I think I remember that the Bard, Shakespeare called it the Greenwich Whirligig...but maybe it wasn't him...Big Ben...which is really the Clock of St. Stephen, I'm not sure it is calibrated with the atomic clock at Greenwich. I do think there is some computer input there though....we need some British scientist types to fill us in....

Sun dial, any one? Heavy sarcasm masking anxiety. In my family I am the keeper of NON-linear time...who's in charge here?

-- Donna Barthuley (moment@pacbell.net), September 03, 1998.


After August 22nd, 1999, most of us won't know what time it is anyway! :->

-- Gayla Dunbar (privacy@please.com), September 03, 1998.

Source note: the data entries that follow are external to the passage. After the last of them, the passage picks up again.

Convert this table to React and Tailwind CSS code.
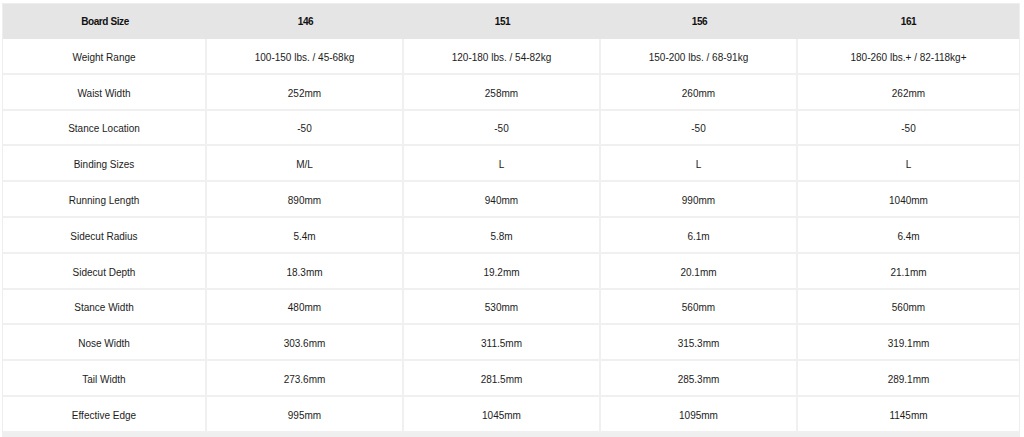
const cols = ["146", "151", "156", "161"];

const rows = [
  ["Weight Range", "100-150 lbs. / 45-68kg", "120-180 lbs. / 54-82kg", "150-200 lbs. / 68-91kg", "180-260 lbs.+ / 82-118kg+"],
  ["Waist Width", "252mm", "258mm", "260mm", "262mm"],
  ["Stance Location", "-50", "-50", "-50", "-50"],
  ["Binding Sizes", "M/L", "L", "L", "L"],
  ["Running Length", "890mm", "940mm", "990mm", "1040mm"],
  ["Sidecut Radius", "5.4m", "5.8m", "6.1m", "6.4m"],
  ["Sidecut Depth", "18.3mm", "19.2mm", "20.1mm", "21.1mm"],
  ["Stance Width", "480mm", "530mm", "560mm", "560mm"],
  ["Nose Width", "303.6mm", "311.5mm", "315.3mm", "319.1mm"],
  ["Tail Width", "273.6mm", "281.5mm", "285.3mm", "289.1mm"],
  ["Effective Edge", "995mm", "1045mm", "1095mm", "1145mm"],
];

const grid = "grid grid-cols-[204px_197px_197px_197px_1fr]";

export default function App() {
  return (
    <div className="h-[437px] w-[1024px] overflow-hidden bg-white font-['Liberation_Sans',Arial,sans-serif] text-[10px] text-[#1c1c1c]">
      <div className="ml-[2px] mt-[3px] w-[1018px] border-x border-t border-[#eeeeee]">
        <div className={`${grid} h-[35px] bg-[#e5e5e5] font-bold tracking-[-0.04em] text-[#111]`}>
          <div className="flex items-center justify-center">Board Size</div>
          {cols.map((c) => (
            <div key={c} className="flex items-center justify-center">
              {c}
            </div>
          ))}
        </div>
        {rows.map((r) => (
          <div key={r[0]} className={`${grid} h-[35.8px] border-b-2 border-[#f0f0f0]`}>
            {r.map((cell, i) => (
              <div
                key={i}
                className={`flex items-center justify-center pt-[3px] ${i < 4 ? "border-r-2 border-[#f0f0f0]" : ""}`}
              >
                {cell}
              </div>
            ))}
          </div>
        ))}
      </div>
      <div className="ml-[2px] h-[6px] w-[1018px] bg-[#efefef]" />
    </div>
  );
}
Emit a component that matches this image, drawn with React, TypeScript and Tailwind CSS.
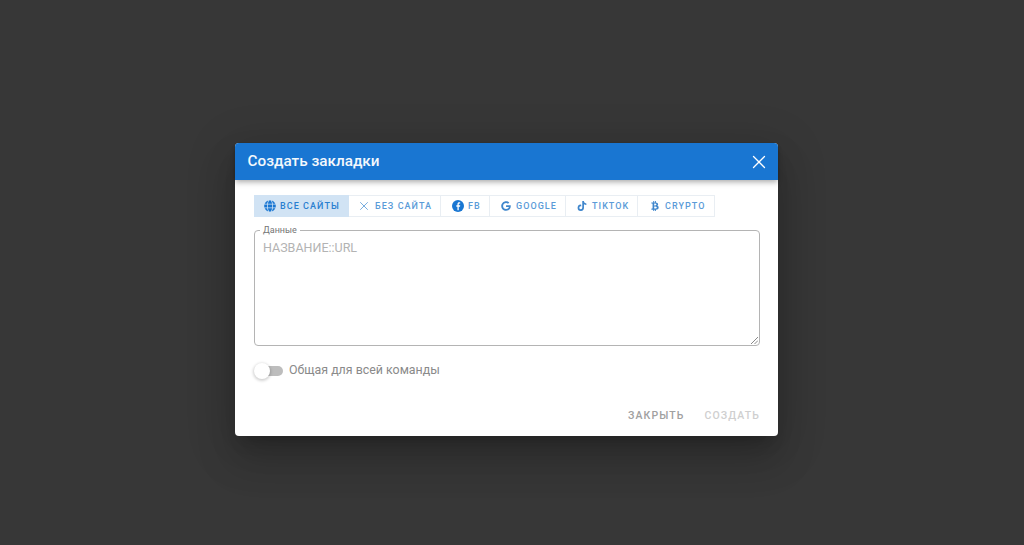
import React from "react";
import { FaGlobe, FaGoogle, FaTiktok, FaBtc } from "react-icons/fa";
import { X } from "lucide-react";

const FbIcon = () => (
  <svg width="12" height="12" viewBox="0 0 13 13">
    <circle cx="6.5" cy="6.5" r="6.5" fill="#1976d2" />
    <path d="M7.3 11V7.2h1.4l.2-1.5H7.3v-1c0-.5.2-.8.8-.8h.8V2.6C8.7 2.5 8.3 2.5 7.9 2.5c-1.2 0-2 .7-2 2v1.2H4.7v1.5h1.2V11z" fill="#fff" />
  </svg>
);

const tabs = [
  { label: "ВСЕ САЙТЫ", w: "w-[95px]", pl: "pl-[9px] gap-[4px]", active: true, icon: <FaGlobe className="w-[12px] h-[12px] text-[#1976d2]" /> },
  { label: "БЕЗ САЙТА", w: "w-[92px]", pl: "pl-[8px] gap-[4px]", icon: <X className="w-[14px] h-[14px] text-[#5a9bd8]" strokeWidth={1.4} /> },
  { label: "FB", w: "w-[49px]", pl: "pl-[11px] gap-[4px]", icon: <FbIcon /> },
  { label: "GOOGLE", w: "w-[76px]", pl: "pl-[11px] gap-[5px]", icon: <FaGoogle className="w-[10px] h-[10px] text-[#3f86cc]" /> },
  { label: "TIKTOK", w: "w-[72px]", pl: "pl-[11px] gap-[5px]", icon: <FaTiktok className="w-[10px] h-[10px] text-[#3f86cc]" /> },
  { label: "CRYPTO", w: "w-[77px]", pl: "pl-[12px] gap-[5px]", icon: <FaBtc className="w-[10px] h-[10px] text-[#3f86cc]" /> },
];

export default function App() {
  return (
    <div className="min-h-[545px] bg-[#373737] flex items-center justify-center pr-[11px] pt-[34px] font-['Roboto',sans-serif]">
      <div className="w-[543px] h-[293px] bg-white rounded-[4px] shadow-[0_11px_15px_-7px_rgba(0,0,0,0.2),0_24px_38px_3px_rgba(0,0,0,0.14),0_9px_46px_8px_rgba(0,0,0,0.12)] flex flex-col">
        <div className="h-[37px] bg-[#1976d2] rounded-t-[4px] flex items-center justify-between pl-[13px] pr-[8px] shadow-[0_2px_4px_-1px_rgba(0,0,0,0.2),0_4px_5px_0_rgba(0,0,0,0.14)]">
          <span className="text-white text-[15.3px] font-medium leading-none pt-[1px] opacity-95 -ml-[0.5px]">Создать закладки</span>
          <X className="w-[22px] h-[22px] text-white" strokeWidth={1.4} />
        </div>
        <div className="flex-1 flex flex-col pl-[19px] pr-[18px] pt-[15px]">
          <div className="flex h-[22px] w-fit">
            {tabs.map((t, i) => (
              <div
                key={t.label}
                className={`${t.w} ${t.pl} flex items-center border ${t.active ? "bg-[#d1e3f4] border-[#d1e3f4] text-[#2a7fd0]" : "border-[#e9eef3] text-[#5a9bd8]"} ${i > 0 ? "border-l-0" : ""} text-[9px] font-medium tracking-[1.05px] leading-none whitespace-nowrap`}
              >
                {t.icon}
                <span className="pt-[1px]">{t.label}</span>
              </div>
            ))}
          </div>
          <div className="mt-[13px] h-[116px] border border-[#b4b4b4] rounded-[4px] relative">
            <span className="absolute -top-[6px] left-[5px] bg-white px-[3px] text-[9px] text-[#757575] leading-[11px]">Данные</span>
            <div className="text-[12.5px] text-[#b3b3b3] leading-none pl-[8px] pt-[11px]">НАЗВАНИЕ::URL</div>
            <svg className="absolute right-[1px] bottom-[1px]" width="8" height="8" viewBox="0 0 8 8">
              <path d="M1 8 L8 1 M4.5 8 L8 4.5" stroke="#8a8a8a" strokeWidth="1" />
            </svg>
          </div>
          <div className="flex items-center mt-[14px] h-[22px]">
            <div className="relative w-[29px] h-[16px] flex items-center">
              <div className="ml-[1px] w-[28px] h-[10px] rounded-full bg-[#bdbdbd]" />
              <div className="absolute left-0 top-0 w-[16px] h-[16px] rounded-full bg-white shadow-[0_1px_3px_1px_rgba(0,0,0,0.18)]" />
            </div>
            <span className="ml-[6px] text-[12.4px] text-[#8a8a8a] leading-none pb-[1px]">Общая для всей команды</span>
          </div>
          <div className="flex justify-end items-center mt-[29px] gap-[20px] text-[10.5px] font-medium tracking-[1.1px] leading-none">
            <span className="text-[#a0a0a0]">ЗАКРЫТЬ</span>
            <span className="text-[#cfcfcf]">СОЗДАТЬ</span>
          </div>
        </div>
      </div>
    </div>
  );
}
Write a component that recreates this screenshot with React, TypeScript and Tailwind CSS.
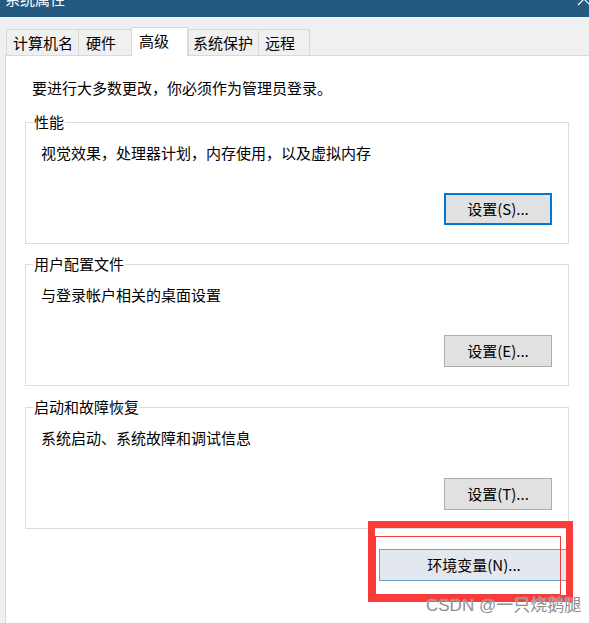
import React from 'react';

const tabs = [
  { label: '计算机名', w: 'w-[72px]', pl: 'pl-[6px]' },
  { label: '硬件', w: 'w-[53px]', pl: 'pl-[7px]' },
  { label: '高级', w: 'w-[57px]', pl: 'pl-[7px]', active: true },
  { label: '系统保护', w: 'w-[70px]', pl: 'pl-[4px]' },
  { label: '远程', w: 'w-[52px]', pl: 'pl-[6px]' },
];

const groups = [
  { title: '性能', desc: '视觉效果，处理器计划，内存使用，以及虚拟内存', btn: '设置(S)...', focused: true, mt: '' },
  { title: '用户配置文件', desc: '与登录帐户相关的桌面设置', btn: '设置(E)...', mt: 'mt-[10px]' },
  { title: '启动和故障恢复', desc: '系统启动、系统故障和调试信息', btn: '设置(T)...', mt: 'mt-[11px]' },
];

const App: React.FC = () => {
  return (
    <div className="relative w-[589px] h-[623px] overflow-hidden bg-[#f0f0f0] text-black text-[15px] leading-[20px] font-['Noto_Sans_CJK_SC',sans-serif] flex flex-col">
      {/* Title bar (cut off at the top of the capture) */}
      <div className="relative h-[17px] shrink-0 overflow-hidden bg-[#235a81]">
        <div className="mt-[-11px] pl-[5px] text-white">系统属性</div>
        <svg className="absolute left-[570px] top-0" width="19" height="17" viewBox="0 0 19 17">
          <path d="M8 -7 L20 5 M20 -7 L8 5" stroke="#ffffff" strokeWidth="1.2" fill="none" />
        </svg>
      </div>

      {/* Tabs */}
      <div className="flex items-end h-[38px] shrink-0 pl-[6px]">
        {tabs.map((t, i) => (
          <div
            key={t.label}
            className={
              t.active
                ? `relative z-10 ${t.w} h-[29px] mb-[-1px] bg-white border border-b-0 border-[#d9d9d9] pl-[7px] pt-[3px]`
                : `${t.w} h-[26px] bg-[#f0f0f0] border-t border-l border-[#d9d9d9] ${t.pl} pt-[3px] ${
                    i === tabs.length - 1 ? 'border-r' : ''
                  }`
            }
          >
            {t.label}
          </div>
        ))}
      </div>

      {/* Panel */}
      <div className="relative flex-1 ml-[5px] bg-white border-t border-l border-[#d9d9d9]">
        <p className="pl-[26px] pt-[22px]">要进行大多数更改，你必须作为管理员登录。</p>

        <div className="ml-[19px] w-[544px] mt-[14px]">
          {groups.map((g) => (
            <fieldset key={g.title} className={`border border-[#dcdcdc] pb-[18px] ${g.mt}`}>
              <legend className="ml-[7px] px-[1px] leading-[20px]">{g.title}</legend>
              <p className="mt-[11px] pl-[15px]">{g.desc}</p>
              <div className="flex justify-end pr-[16px] mt-[30px]">
                <button
                  className={`w-[108px] h-[32px] bg-[#e1e1e1] flex items-center justify-center ${
                    g.focused ? 'border-2 border-[#0078d7]' : 'border border-[#adadad]'
                  }`}
                >
                  {g.btn}
                </button>
              </div>
            </fieldset>
          ))}

          <div className="flex justify-end mt-[20px]">
            <button className="w-[190px] h-[32px] bg-[#e3e8ee] border border-[#6f9fcd] flex items-center justify-center">
              环境变量(N)...
            </button>
          </div>
        </div>
      </div>

      {/* Red annotation boxes */}
      <div className="absolute left-[368px] top-[521px] w-[205px] h-[81px] border-[7px] border-[#fb3a3a] pointer-events-none" />
      <div className="absolute left-[375px] top-[536px] w-[186px] h-[59px] border border-[#f23c3c] pointer-events-none" />

      {/* Watermark */}
      <div className="absolute left-[426px] top-[594px] text-[17px] leading-[20px] text-[#8e8e8e] [text-shadow:0_0_1px_#ffffff] pointer-events-none whitespace-nowrap">
        <span className="font-['Liberation_Sans',sans-serif]">CSDN @</span>
        <span>一只烧鹅腿</span>
      </div>
    </div>
  );
};

export default App;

There aren't too many of us who know to need what time it is to submillisecond accuracy. GPS trouble may well upset computer systems configured so that GPS is their only time source, but for the vast majority of us we'll carry on using our watches and being accurate to a minute or two. End-of-worlders might like to buy up every working wind-up watch they see at junk sale prices; quartz watches will have their problems if batteries don't again become available within a year or two... but then don't most of us have our old wind-ups stuffed in a cupboard somewhere for sentimental reasons?

Most computer systems will fall back to their own quartz-based internal timekeeping if access to an external GPS or similar source fails. If so, most things won't be badly upset, at least not until 1/1/2000 when various Y2K problems with realtime clocks arrive.